The handbook looks impressive with its collection of 44 papers, an epilogue and 55 contributors. It is organised in six major parts:

Part I: Locating the Field.

Part II: Paradigms and Perspectives in Contention.

Part III: Strategies of Inquiry.

Part IV: Methods of Collecting and Analyzing Empirical Materials.

Part V: The Art and Practices of Interpretation, Evaluation and Presentation.

Part VI: The Future of Qualitative Research.

The collection provides much substance for thought with linkages to past and present studies in their respective fields. Inevitably with the presence of many contributors there are varying degrees of disparity between those whose narratives are straightforward and others whose sentences require unravelling. The following provides some examples: “In contrast to utilitarian experimentalism, the substantive conceptions of the good that drive the problems reflect the conceptions of the community rather than the expertise of researchers or funding agencies” (p. 151) or “Increasingly, we came to understand empowerment not only as a lifeworld process of cultural, social, and personal development and transformation, but also as implying that protagonists experienced themselves as working both in and against system structures and functions to produce effects intended to be read in changed systems structures and functioning” (p. 593). There are others, however, who are much better at explanations, e.g. in clarification of the Russell Bishop's view of how the Kaoupapa Ma¯ori created conditions for self‐determination. These were used as evaluative research criteria: “five bases of power (initiation, benefits, representation, legitimation and accountability) creating empowering knowledge and allowing indigenous persons to free themselves” (p. 35).

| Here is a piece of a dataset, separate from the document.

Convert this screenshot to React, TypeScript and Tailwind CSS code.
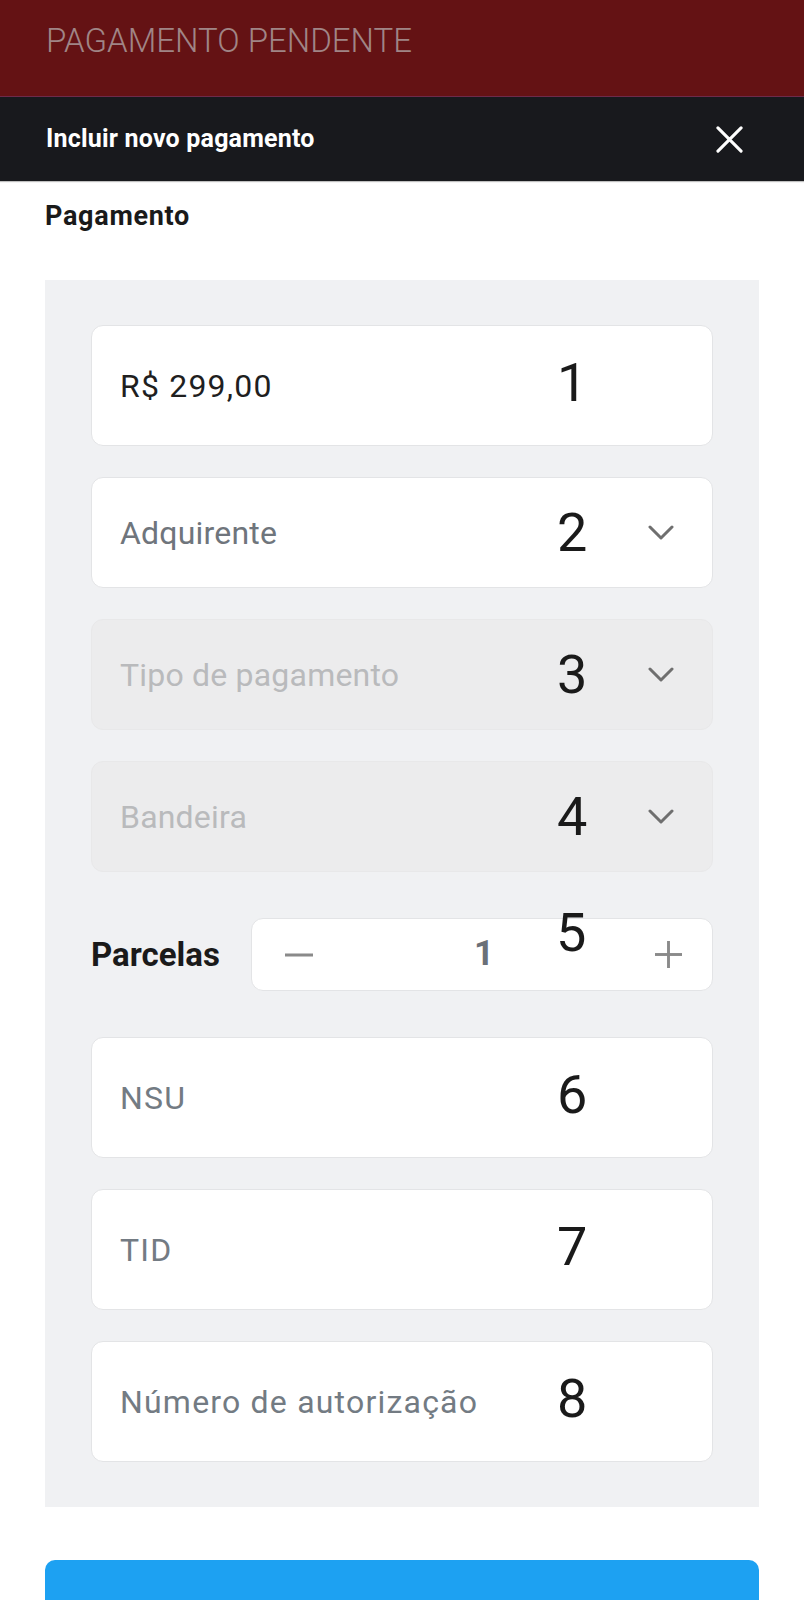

The changing nature of the broad fields of qualitative inquiry presents modern challenges for any writer so there is a need for reference to other qualitative texts in specific procedures concerning types of qualitative methods, in particular, the applications of qualitative research using new technologies and computing software or the potential of the ubiquitous internet. Nevertheless, the handbook offers an important source of insights from those who share their ideas and experiences of qualitative research whether or not we seek to follow through the various authors' modes of inquiry or build knowledge. In this respect, academics and practitioners should find this handbook of interest.